L’orazione dell’Oblato è quella di un missionario ed ha
quindi un orientamento apostolico.
Nella
Regola leggiamo: «Mantenendosi in un’atmosfera di silenzio e di pace interiore,
[gli Oblati] ricercano la presenza del Signore nel cuore della gente e negli
avvenimenti della vita quotidiana, come lo ricercano nella Parola di Dio, nella
preghiera e nei Sacramenti» (C 32).
L’inizio
della frase richiama la primitiva Regola di sant’Eugenio nella quale chiedeva:
«L’intera vita dei membri della Società deve essere un continuo raccoglimento.

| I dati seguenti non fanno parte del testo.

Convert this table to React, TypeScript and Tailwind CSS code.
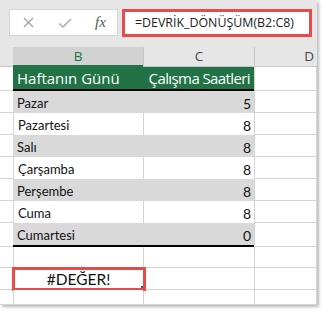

Per raggiungere questo scopo avranno a cuora, innanzitutto, l’esercizio della
presenza di Dio, esercitandosi a recitare spesso brevi ma ferventi
giaculatorie». Quindi annotava: «Il nostro ministero sarà sempre infruttuoso se
non tendiamo alla perfezione».
Oltre
a questo richiamo alla prima Regola del Fondatore, la Regola attuale mette in
luce un elemento nuovo. Il Signore non lo si incontra soltanto nel silenzio
della preghiera personale, nella Parola di Dio e nei sacramenti, ma anche “nel
cuore della gente e negli avvenimenti della vita quotidiana”.
È
questo in primo carattere dell’oblazione oblata, la capacità scoprire Dio nelle
persone a cui si è inviati. Si tratta di imparare a riconoscere Dio nelle
persone e negli avvenimenti. «Profondamente vicini alle persone con le quali
lavorano – leggiamo nella Costituzione 7 – gli Oblati saranno costantemente
attenti alle loro aspirazioni e ai valori che esse portano», così da lasciarsi
«evangelizzare da loro, poiché spesso ci fanno capire in maniera
nuova il Vangelo che annunciamo» (R 8a).
La
contemplazione non si fa soltanto guardando in alto, ma anche guardando
attorno, a condizione che si sia acquisito lo sguardo di Gesù! «Attraverso lo
sguardo del Salvatore crocifisso vediamo il mondo riscattato dal suo sangue
La
missione è preghiera e insieme nutre la preghiera» (C 4).
L’orazione
oblata è alimentata dalla missione anche perché, come leggiamo sempre nella C 3,
«portiamo davanti a lui il peso quotidiano della nostra sollecitudine per le
persone alle quali siamo mandati (cf. 2
Cor 11, 28)». La missione alimenta la preghiera ed entra potentemente nella
preghiera. Quando si va all’orazione non dobbiamo lasciare la parte le
preoccupazioni, ma dobbiamo portarle nell’orazione stessa, facendole diventare
oggetto di dialogo con il Signore e offerta a lui, che aiuta a discernere,
purificare, rinsaldare.
Mi piace,
in proposito, leggere nel diario di sant’Eugenio, come prega quando il 4
dicembre 1854 si trova in san Pietro a Roma: “Un pensiero mi ha occupato
durante l’adorazione: il nostro divin Salvatore era là convenientemente posto
sul suo trono, nel più bel tempio dell’universo, da dove regnava sul mondo
intero. Mi sembrava che fosse là non solo per gli abitanti di quella città, ma
per tutte le creature di cui è l’unico Signore e sovrano Maestro. Mi piaceva,
per questo, rendergli omaggio a nome di tutta la terra e osavo implorare su di
essa la sua grande misericordia”.
Nell’Eucaristia egli ritrova ormai l’umanità e l’intera
creazione.
L’orazione oblata è infine apostolica perché rende capace di
parlare di Colui che si è scoperto e amato nell’orazione. Soltanto chi conosce chi
è Cristo può trasmettere la scoperta di Cristo.